IV. Choice of Appropriate Normative Criteria: The Yackees recognize that it is difficult to identify an appropriate baseline to determine how long is too long for a rulemaking to be issued. I can suggest two possibilities for a baseline. First, we could use agency compliance with statutory deadlines for issuing rules. Measured by that criterion, ossification is a serious problem because agencies rarely comply with these deadlines. The second possibility would be to use the views of the people who have expertise with respect to agencies’ ability to further their statutory missions as a normative measure of how long is too long. Measured by that criterion ossification is a serious problem. There is a veritable army of people with agency specific substantive expertise who have expressed the view that ossification is a source of many serious problems. Rulemaking ossification is real and a serious problem measured with reference to any plausible normative baseline.
 


[1] Jason Webb Yackee & Susan Webb Yackee, Testing the Ossification Thesis: An Empirical Examination of Federal Regulatory Volume and Speed, 1950 – 1990, Geo Wash. L. Rev 144 (2012).

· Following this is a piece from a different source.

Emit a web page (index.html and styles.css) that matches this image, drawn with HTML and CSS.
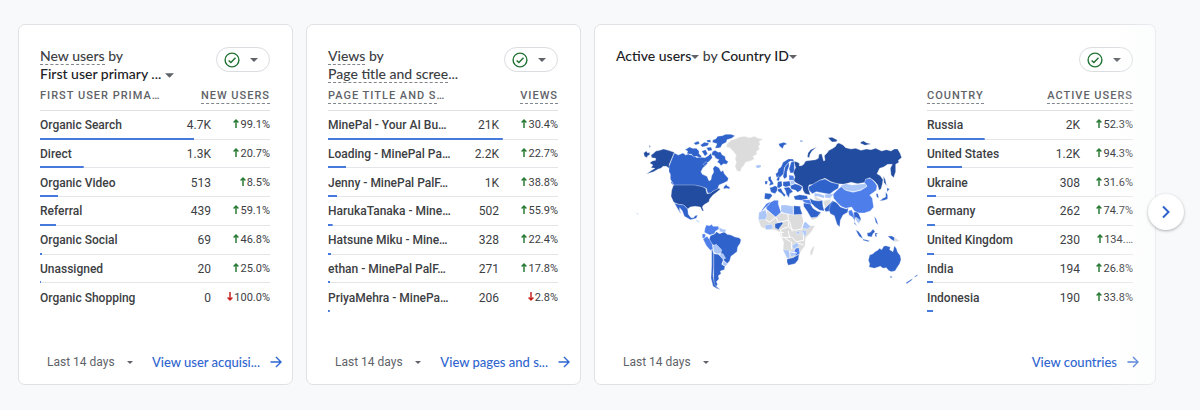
FILE: index.html
```
<!DOCTYPE html>
<html lang="en">
<head>
<meta charset="utf-8">
<meta name="viewport" content="width=device-width, initial-scale=1">
<title>Reports snapshot</title>
<link rel="stylesheet" href="styles.css">
</head>
<body>
<svg class="defs" aria-hidden="true">
  <symbol id="up" viewBox="0 0 6 9"><path d="M3 9V1.2M.6 3.6 3 1.1l2.4 2.5" fill="none" stroke="currentColor" stroke-width="1.5"/></symbol>
  <symbol id="down" viewBox="0 0 6 9"><path d="M3 0v7.8M.6 5.4 3 7.9l2.4-2.5" fill="none" stroke="currentColor" stroke-width="1.5"/></symbol>
  <symbol id="caret" viewBox="0 0 8 4"><path d="M0 0h8L4 4z" fill="currentColor"/></symbol>
  <symbol id="check" viewBox="0 0 16 16"><circle cx="8" cy="8" r="6.9" fill="none" stroke="currentColor" stroke-width="1.4"/><path d="m4.6 8.4 2.3 2.2 4.6-4.8" fill="none" stroke="currentColor" stroke-width="1.4"/></symbol>
  <symbol id="arrow" viewBox="0 0 12 12"><path d="M.5 6h10.3M6 1l5 5-5 5" fill="none" stroke="currentColor" stroke-width="1.4"/></symbol>
</svg>

<main class="cards">
  <section class="card">
    <header class="card-head">
      <h2 class="title"><span class="hint">New users</span> by<br><button class="pick" type="button">First user primary ... <svg class="caret wide"><use href="#caret"/></svg></button></h2>
      <button class="pill" type="button" aria-label="Data quality"><svg class="check"><use href="#check"/></svg><svg class="caret"><use href="#caret"/></svg></button>
    </header>
    <table class="data">
      <colgroup><col><col class="col-value"><col class="col-change"></colgroup>
      <thead><tr><th scope="col">FIRST USER PRIMA…</th><th scope="col" colspan="2"><span class="hint">NEW USERS</span></th></tr></thead>
      <tbody>
        <tr style="--bar:67%"><th scope="row">Organic Search</th><td>4.7K</td><td class="change"><svg class="up"><use href="#up"/></svg>99.1%</td></tr>
        <tr style="--bar:19%"><th scope="row">Direct</th><td>1.3K</td><td class="change"><svg class="up"><use href="#up"/></svg>20.7%</td></tr>
        <tr style="--bar:8%"><th scope="row">Organic Video</th><td>513</td><td class="change"><svg class="up"><use href="#up"/></svg>8.5%</td></tr>
        <tr style="--bar:7%"><th scope="row">Referral</th><td>439</td><td class="change"><svg class="up"><use href="#up"/></svg>59.1%</td></tr>
        <tr style="--bar:1%"><th scope="row">Organic Social</th><td>69</td><td class="change"><svg class="up"><use href="#up"/></svg>46.8%</td></tr>
        <tr style="--bar:0.4%"><th scope="row">Unassigned</th><td>20</td><td class="change"><svg class="up"><use href="#up"/></svg>25.0%</td></tr>
        <tr style="--bar:0%"><th scope="row">Organic Shopping</th><td>0</td><td class="change"><svg class="down"><use href="#down"/></svg>100.0%</td></tr>
      </tbody>
    </table>
    <footer class="card-foot">
      <button class="range" type="button">Last 14 days <svg class="caret small"><use href="#caret"/></svg></button>
      <a class="more" href="#">View user acquisi... <svg class="arrow"><use href="#arrow"/></svg></a>
    </footer>
  </section>

  <section class="card">
    <header class="card-head">
      <h2 class="title"><span class="hint">Views</span> by<br><span class="hint">Page title and scree</span>...</h2>
      <button class="pill" type="button" aria-label="Data quality"><svg class="check"><use href="#check"/></svg><svg class="caret"><use href="#caret"/></svg></button>
    </header>
    <table class="data">
      <colgroup><col><col class="col-value"><col class="col-change"></colgroup>
      <thead><tr><th scope="col"><span class="hint">PAGE TITLE AND S</span>…</th><th scope="col" colspan="2"><span class="hint">VIEWS</span></th></tr></thead>
      <tbody>
        <tr style="--bar:76%"><th scope="row">MinePal - Your AI Bu…</th><td>21K</td><td class="change"><svg class="up"><use href="#up"/></svg>30.4%</td></tr>
        <tr style="--bar:8%"><th scope="row">Loading - MinePal Pa…</th><td>2.2K</td><td class="change"><svg class="up"><use href="#up"/></svg>22.7%</td></tr>
        <tr style="--bar:4%"><th scope="row">Jenny - MinePal PalF…</th><td>1K</td><td class="change"><svg class="up"><use href="#up"/></svg>38.8%</td></tr>
        <tr style="--bar:2%"><th scope="row">HarukaTanaka - Mine…</th><td>502</td><td class="change"><svg class="up"><use href="#up"/></svg>55.9%</td></tr>
        <tr style="--bar:1.3%"><th scope="row">Hatsune Miku - Mine…</th><td>328</td><td class="change"><svg class="up"><use href="#up"/></svg>22.4%</td></tr>
        <tr style="--bar:1%"><th scope="row">ethan - MinePal PalF…</th><td>271</td><td class="change"><svg class="up"><use href="#up"/></svg>17.8%</td></tr>
        <tr style="--bar:0.8%"><th scope="row">PriyaMehra - MinePa…</th><td>206</td><td class="change"><svg class="down"><use href="#down"/></svg>2.8%</td></tr>
      </tbody>
    </table>
    <footer class="card-foot">
      <button class="range" type="button">Last 14 days <svg class="caret small"><use href="#caret"/></svg></button>
      <a class="more" href="#">View pages and s... <svg class="arrow"><use href="#arrow"/></svg></a>
    </footer>
  </section>

  <section class="card">
    <header class="card-head">
      <h2 class="title"><button class="pick" type="button">Active users<svg class="caret"><use href="#caret"/></svg></button> by <button class="pick" type="button">Country ID<svg class="caret"><use href="#caret"/></svg></button></h2>
      <button class="pill" type="button" aria-label="Data quality"><svg class="check"><use href="#check"/></svg><svg class="caret"><use href="#caret"/></svg></button>
    </header>
    <div class="split">
      <svg class="map" viewBox="0 0 870 510" role="img" aria-label="Active users by country">
        <g class="c-none">
          <path d="M288 56 300 46 312 42 326 36 340 34 356 38 370 34 382 40 396 42 384 50 388 58 382 64 386 72 376 80 378 88 366 94 370 102 358 108 344 112 338 122 332 128 328 140 318 138 312 124 316 112 312 100 316 92 308 80 296 68 286 66Z"/>
          <path d="M382 284 404 284 408 256 434 276 450 264 486 270 512 268 518 290 532 302 552 302 540 322 524 338 522 362 508 382 504 398 474 404 456 376 458 352 450 334 446 322 430 314 410 314 390 306Z"/>
          <path d="M538 378 548 362 550 368 544 388 538 392Z"/>
          <path d="m790 336 16 12-14 3Z"/>
          <path d="M576 228 600 222 596 236 582 250Z"/><path d="m540 276 14-6 18-4-14 14-16 6Z"/>
          <path d="m552 214 20 10-4 8-18-10Z"/>
        </g>
        <g class="c-dark">
          <path d="m38 84 8-6 4 6 6-2 0 8-6 2-2 6-8-4ZM54 61l5 3-3 4Z"/>
          <path d="M60 90 66 86 75 78 86 76 98 72 112 76 130 82 114 120 122 134 114 130 106 124 96 124 90 130 82 132 68 140 46 147 62 136 72 130 60 128 66 120 56 114 64 108 74 106 74 100 62 98Z"/>
          <path d="M128 178H190L214 184 224 190 228 206 238 204 254 192 264 190 268 193 254 204 246 210 236 222 234 230 218 240 214 246 218 258 214 258 208 246 192 244 178 246 170 252 158 240 142 238 128 232 120 214 122 196Z"/>
          <path d="M488 108 500 112 506 116 504 122 512 122 518 118 524 108 540 106 554 104 562 100 564 88 572 86 578 108 582 106 580 92 588 84 594 76 606 70 614 64 618 56 624 54 636 60 644 68 660 72 674 70 690 76 706 72 720 74 734 70 752 78 766 74 780 78 790 72 800 72 808 86 812 98 802 106 804 112 794 118 794 140 788 158 780 150 778 130 784 118 770 118 758 126 746 130 738 146 748 152 756 164 754 178 750 192 744 196 740 180 730 168 716 158 704 164 704 172 680 176 660 172 640 178 618 176 600 170 582 160 566 166 548 178 534 180 532 190 538 210 522 206 516 196 514 184 500 176 486 168 492 156 486 140 494 128Z"/>
          <path d="m529 96 2-12 8-10 18-8-14 12-6 10-2 10Z"/><path d="m591 38 12-1 16 8-3 5-13 1ZM690 50l8-2 8 5 14 4-18 4-14-6Z"/>
          <path d="m757 152 6 12 4 20-8-12Z"/>
        </g>
        <g class="c-high">
          <path d="M130 84 142 90 156 84 164 90 172 87 188 92 198 98 206 96 222 98 232 92 240 84 244 98 236 108 228 114 224 122 216 128 210 140 214 148 228 154 234 168 240 164 242 152 248 142 246 130 252 122 264 128 270 140 276 136 280 146 292 160 290 168 278 174 264 180 260 192 246 198 240 204 230 204 226 190 210 184 190 180H128L118 162 118 148 114 140 114 124Z"/>
          <path d="m244 80 8-4 10 6 6-2 6 10 8 4 2 10 8 6-6 8-8-2-8 6-6-8-6-2 6-8-10-4-4-8-8-2ZM246 44l8-2 6-8 14-2 10-4 16 0 12 4-10 8-14 4-2 8-12 6-6 10-16 2 6-14-14-4ZM176 66l8 4 12 0 8 8 0 8 8 8-4 4-12-4-8 2-6-8-14-2 2-8-8-4ZM208 60l12-8 14 2-4 8-16 4ZM188 54l14-6 4 8-12 4ZM212 78l12-4 6 12-8 8ZM226 68l14-2 4 10-12 2ZM226 46l12-2 2 8-10 0ZM216 118l10-8 4 6-10 6Z"/>
          <path d="m278 186 8-8 2 4 8 4 0 6-10-2-8 2ZM120 168l6 8 2 6-8-8Z"/>
          <path d="M130 234 142 238 158 240 170 252 172 268 180 278 188 278 192 272 200 270 196 280 178 284 160 274 154 258 146 248 146 258 152 266 146 262 138 248Z"/>
          <path d="M238 332 252 326 256 320 266 326 280 320 288 328 300 330 312 336 324 338 330 344 328 354 320 366 318 380 308 388 300 394 296 408 288 416 278 406 274 392 264 376 250 362 242 356 234 344Z"/>
          <path d="M248 386 262 388 278 402 272 418 282 424 280 434 268 438 270 446 262 452 264 462 256 470 260 478 256 484 268 494 256 490 248 476Z"/>
          <path d="m242 366 6 20 0 40-2 24 4 26 10 16-14-8-6-24 2-40Z"/>
          <path d="m443 56 16-4 10 5-10 4-4 10-10-8ZM507 46l10 2-8 3Z"/>
          <path d="m434 146 6-4 2-10 8-6 6-14 16-10 14 0 4 8-12-2-10 10-8 10-2 18-12 12-10-2ZM456 154l6-28 12-16 0 14-6 16 0 16-8 6ZM478 144l-4-12 6-20 10-4 0 28-4 8Z"/>
          <path d="m412 156 8-2 0 8 6 10 2 6-14 4 4-10-6-6ZM402 168l8 0-2 10-6 0Z"/>
          <path d="m416 188 8-2 8-4 8 4-2 12-6 8-12-4ZM402 204l18 2 4 6-10 12-8-2-6 0ZM440 170l12-2 2 14-10 8-6-4ZM456 170l20-2 4 14-16 4-8-4ZM440 192l10-2 6 12 8 8-4 6-8-10-12-8ZM458 188l16-2 12 14-10 6-2 12-8-10-2-10Z"/>
          <path d="m478 182 14-6 12 4 10 6-4 10-10 6-6-6-14-4Z"/><path d="m488 214 18-5 22 3 3 9-17 5-22-2ZM436 166l6-14 4 8-2 8Z"/>
          <path d="M532 186 548 176 566 166 582 162 600 172 624 178 622 190 608 198 596 208 576 204 556 200 544 206 534 196Z"/>
          <path d="m536 220 12 6 16 2 10-2 2 18 4 14-14-2-14-10-12-12ZM518 234l20 2 8 14 12 8 12 4-12 14-18 2-12-20-10-14ZM580 252l16-16 10-10 0 14-8 18-14 2Z"/>
          <path d="m598 238 10-10 10 6 10 12 18 6 6-4-2 14-14 8-8 16-2 20-8-8-8-26-12-6-4-10Z"/>
          <path d="m488 242 20 2 0 6 6 18-26 1ZM432 296l20-5 4 4-8 10-6 9-10-6ZM468 402l18-4 18-10-2 16-10 12-20 5-4-9Z"/>
          <path d="m668 262 10-2 6 8 6 14-4 10-8-8-4-6-4 12 8 12-8-6ZM674 315l8 4 8 10 6 13-12-8ZM708 324l10-2 8-10 6 8-6 6-4 10-12-2ZM696 342l20 5-4 3-16-4ZM732 324l10 0-6 4 2 8-6-2ZM730 274l6 8 6 18-8-8ZM770 333l12 0 8 4 0 12-10-6ZM735 206l6 0 2 14-6-4ZM768 188l8 4-8 8ZM764 200l6 10 0 12-10 4-14 2 10-8 8-4Z"/>
          <path d="M716 390 726 386 732 380 740 376 746 370 752 374 758 364 764 362 778 366 776 374 786 380 790 362 796 370 800 382 808 392 810 404 806 416 798 428 792 438 780 440 772 436 766 428 756 430 748 424 730 430 714 426 716 416 712 406ZM776 453l8 2-4 5ZM824 474l12-8 10-6-4 6-14 10ZM850 455l10-7-2 6-8 3Z"/>
        </g>
        <g class="c-mid">
          <path d="m226 300 10 2 6-4 4 6 16 0 2 8-10 6-4 8-14 4-16-8 2-12ZM214 326l10 2-2 10-8 2ZM216 342l12-8 8 10 8 14 2 14-8 4-12-14Z"/>
          <path d="M622 192 632 184 644 196 666 202 690 196 708 184 700 174 704 162 718 160 730 170 738 182 736 196 722 206 716 210 724 220 726 234 728 246 718 258 700 264 684 264 670 258 662 246 644 250 630 244 618 232 608 220 606 208Z"/>
          <path d="m406 246 12-14 12-6 12 0 0 12 8 24-16 14-28-24ZM392 256l14-20 12-6-4 10-12 8-12 14ZM652 258l10-4 6 14 2 18-6-10-10-6ZM474 150l14 2 2 14-16 0ZM514 224l22 0 6 14-10-2-14-4ZM494 370l10-2 2 18-12 6-8-6Z"/>
        </g>
        <g class="c-low">
          <path d="m246 362 10-4 16 16-2 12-14 0-8-6ZM264 388l12-2 8 14-8 4ZM276 408l14 8-6 8-8-4ZM264 306l10 6 12 2-4 8-16-2ZM374 122l6-2 10 0 0 6-8 4-6-2ZM194 284l10 4 2 5-10-5ZM11 262l4 1 8 4-1 3-6-5Z"/>
          <path d="m628 182 16-6 20 4 20-2 20-2 4 8-18 10-24 6-26-6ZM550 204l16 2 16 6-4 8-18-6-10 2ZM582 208l26-2-10 14-16-2ZM674 276l12 8-2 12-8-8ZM478 166l12 2 2 8-14 4Z"/>
          <path d="m384 262 20-8 4 18-4 12-22 0ZM450 240l16 0 20 4 0 26-26-6-10-4ZM402 300l22-2 0 14-20 2ZM516 296l8-6 14 14-8 8-16-2ZM512 318l14-2 0 14-12 4ZM456 374l18 2 2 22-8 2ZM476 378l14 0 4 12-14 6ZM482 362l18-10 4 12-16 8ZM496 320l8-2 2 8-8 2Z"/>
        </g>
        <path class="borders" d="m404 284 12 8 18-16 8 16 10-2 20-4-2-20m4 20-2 20 18 10 22-4 8-26m-50 20-22 8 6 24 28-2 14 14 22-4-2-24m-40 16-4-20m-14 4-24 0m28 18 20 12 0 20m18-18 18 6m-20 24-24-4m10-60-8-30m-84 34 16-2 4 18"/>
      </svg>
      <table class="data narrow">
        <colgroup><col><col class="col-value"><col class="col-change"></colgroup>
        <thead><tr><th scope="col"><span class="hint">COUNTRY</span></th><th scope="col" colspan="2"><span class="hint">ACTIVE USERS</span></th></tr></thead>
        <tbody>
          <tr style="--bar:28%"><th scope="row">Russia</th><td>2K</td><td class="change"><svg class="up"><use href="#up"/></svg>52.3%</td></tr>
          <tr style="--bar:17%"><th scope="row">United States</th><td>1.2K</td><td class="change"><svg class="up"><use href="#up"/></svg>94.3%</td></tr>
          <tr style="--bar:4.4%"><th scope="row">Ukraine</th><td>308</td><td class="change"><svg class="up"><use href="#up"/></svg>31.6%</td></tr>
          <tr style="--bar:4%"><th scope="row">Germany</th><td>262</td><td class="change"><svg class="up"><use href="#up"/></svg>74.7%</td></tr>
          <tr style="--bar:3.4%"><th scope="row">United Kingdom</th><td>230</td><td class="change"><svg class="up"><use href="#up"/></svg>134.…</td></tr>
          <tr style="--bar:3%"><th scope="row">India</th><td>194</td><td class="change"><svg class="up"><use href="#up"/></svg>26.8%</td></tr>
          <tr style="--bar:3%"><th scope="row">Indonesia</th><td>190</td><td class="change"><svg class="up"><use href="#up"/></svg>33.8%</td></tr>
        </tbody>
      </table>
    </div>
    <footer class="card-foot">
      <button class="range" type="button">Last 14 days <svg class="caret small"><use href="#caret"/></svg></button>
      <a class="more" href="#">View countries <svg class="arrow"><use href="#arrow"/></svg></a>
    </footer>
  </section>
  <div class="fade"></div>
  <button class="next" type="button" aria-label="Next cards"><svg viewBox="0 0 10 14"><path d="m2 1.5 5.5 5.5L2 12.5" fill="none" stroke="currentColor" stroke-width="2"/></svg></button>
</main>
</body>
</html>
```
FILE: styles.css
```
* { box-sizing: border-box; }
body { margin: 0; background: #f8f9fb; color: #3c4043; font: 12px/18px Roboto, sans-serif; }
button { padding: 0; border: 0; background: none; color: inherit; font: inherit; cursor: pointer; }
svg { flex: none; }
.defs { display: none; }

.cards { position: relative; display: grid; grid-template-columns: 275fr 275fr 562fr; gap: 13px; padding: 24px 44px 24px 18px; }
.card { display: flex; flex-direction: column; min-width: 0; padding: 22px 22px 13px 21px; border: 1px solid #dfe1e5; border-radius: 7px; background: #fff; }
.card-head { display: flex; justify-content: space-between; align-items: flex-start; height: 36px; }
.title { margin: 0; font: 500 14px/18px Lato, sans-serif; color: #3c4043; white-space: nowrap; }
.pick { color: #202124; }
.hint { border-bottom: 1px dashed #80868b; }
.caret { width: 8px; height: 4px; color: #5f6368; vertical-align: middle; }
.caret.wide { width: 9px; height: 5px; }
.caret.small { width: 6px; height: 3px; margin-left: 9px; }

.pill { display: flex; align-items: center; justify-content: space-between; width: 54px; height: 25px; padding: 0 11px 0 7px; border: 1px solid #dadce0; border-radius: 13px; background: #fff; }
.check { width: 16px; height: 16px; color: #1f7134; }

.data { width: 100%; height: 229px; border-spacing: 0; table-layout: fixed; }
.col-value { width: 40px; }
.col-change { width: 59px; }
.narrow .col-change { width: 53px; }
.data th, .data td { padding: 0; text-align: right; white-space: nowrap; font-weight: 400; }
.data th:first-child { text-align: left; }
.data thead tr { height: 28px; background: linear-gradient(#dfe1e5, #dfe1e5) left bottom / 100% 1px no-repeat; }
.data thead th { height: 28px; padding-bottom: 2px; color: #5f6368; font-size: 11px; letter-spacing: 1px; font-weight: 500; }
.data thead .hint { padding-bottom: 1px; }
.data tbody th { font-weight: 500; }
.data tbody tr { background: linear-gradient(#4579dc, #4579dc) left bottom / var(--bar) 2px no-repeat, linear-gradient(#e4e6e9, #e4e6e9) left bottom / 100% 1px no-repeat; }
.data tbody tr:last-child { background: linear-gradient(#4579dc, #4579dc) left bottom / var(--bar) 2px no-repeat; }
.data .change { font-size: 11px; }
.up, .down { width: 6px; height: 9px; margin-right: 1px; color: #2a7b35; }
.down { color: #c5221f; }

.split { display: grid; grid-template-columns: minmax(0, 1fr) 206px; column-gap: 12px; }
.map { width: 100%; max-width: 290px; margin: 42px 0 0 15px; }
.map path { stroke: #fff; stroke-width: 1; stroke-linejoin: round; }
.map .c-none { fill: #dcdcdc; }
.map .c-dark { fill: #224c9f; }
.map .c-high { fill: #2f62cb; }
.map .c-mid { fill: #4d7eea; }
.map .c-low { fill: #aac5f8; }
.map .borders { fill: none; stroke-width: 3; }

.card-foot { display: flex; align-items: center; justify-content: space-between; margin: 41px -12px 0 7px; color: #5f6368; white-space: nowrap; }
.more { display: flex; align-items: center; gap: 10px; color: #2f66d0; font: 500 13px/18px Lato, sans-serif; text-decoration: none; }
.arrow { width: 12px; height: 12px; }
.split + .card-foot { margin-right: -6px; }

.fade { position: absolute; top: 0; right: 0; bottom: 0; width: 90px; pointer-events: none; background: linear-gradient(90deg, rgba(248, 249, 251, 0), rgba(248, 249, 251, .9)); }
.next { position: absolute; right: 16px; top: 194px; display: grid; place-items: center; width: 36px; height: 36px; border-radius: 50%; background: #fff; color: #2f62cb; box-shadow: 0 1px 3px rgba(60, 64, 67, .4); }
.next svg { width: 10px; height: 14px; }
```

[2] §553 of the Administrative Procedure Act: mandates  agencies to use the notice and comment process before issuing final rules

[3] Wagner, et al. recognized “Indeed, the courts have made it painfully clear that if a rule is to survive judicial review, it must be essentially in final form at the proposed rule stage.

[4] Economically significant rules, as defined in Executive Order 12866,are those rules that will have an annual impact on the economy of $100 million or more.

[5] Congress enacted the Hepburn Act in 1906 – a statute that imposed for the first time mandatory procedures on an agency, coupled with instructions to the courts to review agency decisions.